I never finished setting up the car I was talking about. I was going to just copy w/e my friend did to his bmw onto mine. I guess I just had a poor understanding of how it works. All I know is my friend had them and his bmw took much longer to drop rpm's than mine so it was a lot easier to drive in traffic since you could coast in 2nd and not have to worry about the car sliding into 3rd gear just at the moment you needed to break for traffic, yet if you let off the gas entirely it wouldn't just drop back down into 1st gear right away, there was a longer delay than on mine (same car). His car would not leave 2nd gear for a long time unless you tapped the breaks (in which case it would go back to 1st immediately) He put a turbo on it and it was still easy to drive in city traffic even w/ an automatic np this way... This all of course was on a bmw.
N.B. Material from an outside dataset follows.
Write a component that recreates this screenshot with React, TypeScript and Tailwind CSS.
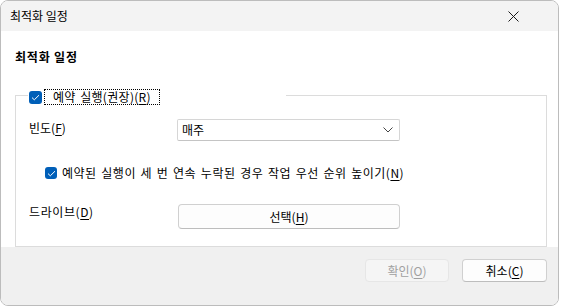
import React from "react"

function Check({ size }: { size: number }) {
  return (
    <span
      className="flex shrink-0 items-center justify-center rounded-[3px] bg-[#005fb8]"
      style={{ width: size, height: size }}
    >
      <svg width="9" height="7" viewBox="0 0 9 7" fill="none">
        <path d="M1 3.6 L3.3 5.8 L8 1.2" stroke="#ffffff" strokeWidth="1" />
      </svg>
    </span>
  )
}

function Key({ k }: { k: string }) {
  return (
    <>
      (<span className="underline underline-offset-2">{k}</span>)
    </>
  )
}

export default function App() {
  return (
    <div className="w-[562px] h-[308px] bg-white font-['Noto_Sans_CJK_KR','Noto_Sans',sans-serif] text-[12px] leading-[16px] text-black">
      <div className="flex h-[306px] w-[559px] flex-col overflow-hidden rounded-[8px] border border-[#bcbcbc]">
        {/* title bar */}
        <div className="flex h-[30px] shrink-0 items-center justify-between bg-[#f3f3f3] pl-[9px] pr-[39px]">
          <span>최적화 일정</span>
          <svg width="11" height="11" viewBox="0 0 11 11">
            <path d="M0.5 0.5 L10.5 10.5 M10.5 0.5 L0.5 10.5" stroke="#1a1a1a" strokeWidth="1" />
          </svg>
        </div>

        {/* body */}
        <div className="flex flex-1 flex-col bg-white pl-[14px] pr-[11px] pt-[18px]">
          <h2 className="font-semibold tracking-[0.8px]">최적화 일정</h2>
          <div className="mt-[30px] flex flex-1 flex-col border border-[#dcdcdc]">
            <div className="-mt-[7px] ml-[12px] flex h-[16px] w-[258px] items-center bg-white pl-[1px]">
              <Check size={13} />
              <span className="ml-[2px] border border-dotted border-black px-[8px] leading-[14px] tracking-[0.3px] [word-spacing:1.5px]">
                예약 실행(권장)<Key k="R" />
              </span>
            </div>

            <div className="mt-[14px] flex items-start pl-[13px]">
              <span className="w-[148px] pt-[1px]">빈도<Key k="F" /></span>
              <div className="flex h-[22px] w-[223px] items-center justify-between rounded-[2px] border border-[#d6d6d6] border-b-[#c4c4c4] bg-white pl-[4px] pr-[6px]">
                <span>매주</span>
                <svg width="10" height="6" viewBox="0 0 10 6" fill="none">
                  <path d="M0.5 0.5 L5 5 L9.5 0.5" stroke="#444" strokeWidth="1" />
                </svg>
              </div>
            </div>

            <div className="mt-[24px] ml-[29px] flex items-center gap-[5px]">
              <Check size={12} />
              <span className="tracking-[0.5px] [word-spacing:1.5px]">
                예약된 실행이 세 번 연속 누락된 경우 작업 우선 순위 높이기<Key k="N" />
              </span>
            </div>

            <div className="mt-[23px] flex items-start pl-[13px]">
              <span className="w-[149px] tracking-[0.6px]">드라이브<Key k="D" /></span>
              <button className="flex h-[25px] w-[222px] items-center justify-center rounded-[4px] border border-[#d0d0d0] border-b-[#bdbdbd] bg-[#fdfdfd]">
                선택<Key k="H" />
              </button>
            </div>
          </div>
        </div>

        {/* footer */}
        <div className="flex h-[58px] shrink-0 items-start justify-end gap-[13px] bg-[#f0f0f0] pr-[11px] pt-[12px]">
          <button className="flex h-[23px] w-[84px] items-center justify-center rounded-[4px] border border-[#e6e6e6] bg-[#f5f5f5] text-[#a0a0a0]">
            확인<Key k="O" />
          </button>
          <button className="flex h-[23px] w-[85px] items-center justify-center rounded-[4px] border border-[#d0d0d0] border-b-[#bdbdbd] bg-[#fdfdfd]">
            취소<Key k="C" />
          </button>
        </div>
      </div>
    </div>
  )
}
I guess it is entirely irrelevant :puke:

I wonder why every guy I ever heard of installing underdrive pulleys battery dies b/c charging problem around here and they end up taking the pulleys off... Is it really that hard to get this part to work effectively on a gm car? I have never seen someone get it to work correctly except on bmw's and mustangs... why?
 
you don't need an underdrive pulley unless your driving your car around 5 or 6,000 revs whenever you are driving. Like I posted the only purpose of underdrive pulleys is so you don't burn the bearings in the alternator and you don't boil the power steering fluid. On our race cars we are constantly over 6,000 rrpm so we need an underdrive set up and our set up costs up close to $800
 
I understand what they do just wondered how peoples experience with them on street cars was. I plan to run some, later on now, just thought about getting them now since i need a couple of the pulleys anyways.